- Given material
• • • • •
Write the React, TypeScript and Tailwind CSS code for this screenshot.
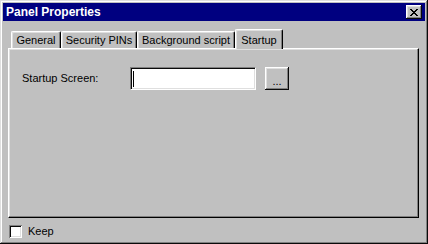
import React from 'react';

const TABS = [
  { label: 'General', w: 'w-[50px]' },
  { label: 'Security PINs', w: 'w-[76px]' },
  { label: 'Background script', w: 'w-[98px]' },
];

function CloseIcon() {
  // the little pixel X from the old caption buttons
  const px = [
    [0, 0], [1, 0], [6, 0], [7, 0],
    [1, 1], [2, 1], [5, 1], [6, 1],
    [2, 2], [3, 2], [4, 2], [5, 2],
    [3, 3], [4, 3],
    [2, 4], [3, 4], [4, 4], [5, 4],
    [1, 5], [2, 5], [5, 5], [6, 5],
    [0, 6], [1, 6], [6, 6], [7, 6],
  ];
  return (
    <svg width="8" height="7" viewBox="0 0 8 7" shapeRendering="crispEdges">
      {px.map(([x, y]) => (
        <rect key={`${x}-${y}`} x={x} y={y} width="1" height="1" fill="#000" />
      ))}
    </svg>
  );
}

export default function App() {
  return (
    <div
      className="w-[428px] h-[244px] bg-[#c0c0c0] p-[3px] flex flex-col text-[11px] text-black shadow-[inset_-1px_-1px_#0a0a0a,inset_1px_1px_#dfdfdf,inset_-2px_-2px_#808080,inset_2px_2px_#ffffff]"
      style={{ fontFamily: '"Liberation Sans", Arial, sans-serif' }}
    >
      {/* Title bar */}
      <div className="h-[18px] bg-[#000080] flex items-center justify-between pl-[3px] pr-[3px]">
        <span className="text-white font-bold text-[12px] leading-none">Panel Properties</span>
        <button className="w-[16px] h-[14px] bg-[#c0c0c0] flex items-center justify-center shadow-[inset_-1px_-1px_#0a0a0a,inset_1px_1px_#ffffff,inset_-2px_-2px_#808080,inset_2px_2px_#dfdfdf]">
          <CloseIcon />
        </button>
      </div>

      {/* Tabs */}
      <div className="mt-[8px] ml-[5px] mr-[6px] flex flex-col">
        <div className="flex items-end h-[19px] pl-[3px]">
          {TABS.map((t) => (
            <div
              key={t.label}
              className={`${t.w} h-[17px] flex items-center justify-center border-t border-l border-r border-t-white border-l-white border-r-black rounded-tl-[2px] rounded-tr-[2px] shadow-[inset_-1px_0_#808080,inset_1px_1px_#dfdfdf]`}
            >
              {t.label}
            </div>
          ))}
          <div className="relative z-10 w-[48px] h-[20px] -mb-px bg-[#c0c0c0] flex items-start justify-center pt-[2px] border-t border-l border-r border-t-white border-l-white border-r-black rounded-tl-[2px] rounded-tr-[2px] shadow-[inset_-1px_0_#808080,inset_1px_1px_#dfdfdf]">
            Startup
          </div>
        </div>

        {/* Panel */}
        <div className="h-[170px] border border-t-white border-l-white border-r-black border-b-black shadow-[inset_-1px_-1px_#808080,inset_1px_1px_#dfdfdf] pt-[18px] pl-[13px]">
          <div className="flex items-center">
            <span className="w-[108px]">Startup Screen:</span>
            <div className="w-[126px] h-[23px] bg-white border border-t-[#808080] border-l-[#808080] border-r-white border-b-white shadow-[inset_1px_1px_#0a0a0a,inset_-1px_-1px_#dfdfdf] flex items-center pl-[2px]">
              <span className="w-px h-[16px] bg-black" />
            </div>
            <button className="ml-[9px] w-[24px] h-[23px] bg-[#c0c0c0] flex items-end justify-center pb-[3px] leading-none shadow-[inset_-1px_-1px_#0a0a0a,inset_1px_1px_#ffffff,inset_-2px_-2px_#808080,inset_2px_2px_#dfdfdf]">
              ...
            </button>
          </div>
        </div>
      </div>

      {/* Keep */}
      <div className="mt-[5px] ml-[6px] flex items-center gap-[6px]">
        <div className="w-[13px] h-[13px] bg-white shadow-[inset_1px_1px_#808080,inset_-1px_-1px_#ffffff,inset_2px_2px_#0a0a0a,inset_-2px_-2px_#dfdfdf]" />
        <span>Keep</span>
      </div>
    </div>
  );
}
• • • • •
- What you will do
Write out the data precisely as given, excluding the pictures.

- Written answer
Write the React, TypeScript and Tailwind CSS code for this screenshot.
import React from 'react';

const TABS = [
  { label: 'General', w: 'w-[50px]' },
  { label: 'Security PINs', w: 'w-[76px]' },
  { label: 'Background script', w: 'w-[98px]' },
];

function CloseIcon() {
  // the little pixel X from the old caption buttons
  const px = [
    [0, 0], [1, 0], [6, 0], [7, 0],
    [1, 1], [2, 1], [5, 1], [6, 1],
    [2, 2], [3, 2], [4, 2], [5, 2],
    [3, 3], [4, 3],
    [2, 4], [3, 4], [4, 4], [5, 4],
    [1, 5], [2, 5], [5, 5], [6, 5],
    [0, 6], [1, 6], [6, 6], [7, 6],
  ];
  return (
    <svg width="8" height="7" viewBox="0 0 8 7" shapeRendering="crispEdges">
      {px.map(([x, y]) => (
        <rect key={`${x}-${y}`} x={x} y={y} width="1" height="1" fill="#000" />
      ))}
    </svg>
  );
}

export default function App() {
  return (
    <div
      className="w-[428px] h-[244px] bg-[#c0c0c0] p-[3px] flex flex-col text-[11px] text-black shadow-[inset_-1px_-1px_#0a0a0a,inset_1px_1px_#dfdfdf,inset_-2px_-2px_#808080,inset_2px_2px_#ffffff]"
      style={{ fontFamily: '"Liberation Sans", Arial, sans-serif' }}
    >
      {/* Title bar */}
      <div className="h-[18px] bg-[#000080] flex items-center justify-between pl-[3px] pr-[3px]">
        <span className="text-white font-bold text-[12px] leading-none">Panel Properties</span>
        <button className="w-[16px] h-[14px] bg-[#c0c0c0] flex items-center justify-center shadow-[inset_-1px_-1px_#0a0a0a,inset_1px_1px_#ffffff,inset_-2px_-2px_#808080,inset_2px_2px_#dfdfdf]">
          <CloseIcon />
        </button>
      </div>

      {/* Tabs */}
      <div className="mt-[8px] ml-[5px] mr-[6px] flex flex-col">
        <div className="flex items-end h-[19px] pl-[3px]">
          {TABS.map((t) => (
            <div
              key={t.label}
              className={`${t.w} h-[17px] flex items-center justify-center border-t border-l border-r border-t-white border-l-white border-r-black rounded-tl-[2px] rounded-tr-[2px] shadow-[inset_-1px_0_#808080,inset_1px_1px_#dfdfdf]`}
            >
              {t.label}
            </div>
          ))}
          <div className="relative z-10 w-[48px] h-[20px] -mb-px bg-[#c0c0c0] flex items-start justify-center pt-[2px] border-t border-l border-r border-t-white border-l-white border-r-black rounded-tl-[2px] rounded-tr-[2px] shadow-[inset_-1px_0_#808080,inset_1px_1px_#dfdfdf]">
            Startup
          </div>
        </div>

        {/* Panel */}
        <div className="h-[170px] border border-t-white border-l-white border-r-black border-b-black shadow-[inset_-1px_-1px_#808080,inset_1px_1px_#dfdfdf] pt-[18px] pl-[13px]">
          <div className="flex items-center">
            <span className="w-[108px]">Startup Screen:</span>
            <div className="w-[126px] h-[23px] bg-white border border-t-[#808080] border-l-[#808080] border-r-white border-b-white shadow-[inset_1px_1px_#0a0a0a,inset_-1px_-1px_#dfdfdf] flex items-center pl-[2px]">
              <span className="w-px h-[16px] bg-black" />
            </div>
            <button className="ml-[9px] w-[24px] h-[23px] bg-[#c0c0c0] flex items-end justify-center pb-[3px] leading-none shadow-[inset_-1px_-1px_#0a0a0a,inset_1px_1px_#ffffff,inset_-2px_-2px_#808080,inset_2px_2px_#dfdfdf]">
              ...
            </button>
          </div>
        </div>
      </div>

      {/* Keep */}
      <div className="mt-[5px] ml-[6px] flex items-center gap-[6px]">
        <div className="w-[13px] h-[13px] bg-white shadow-[inset_1px_1px_#808080,inset_-1px_-1px_#ffffff,inset_2px_2px_#0a0a0a,inset_-2px_-2px_#dfdfdf]" />
        <span>Keep</span>
      </div>
    </div>
  );
}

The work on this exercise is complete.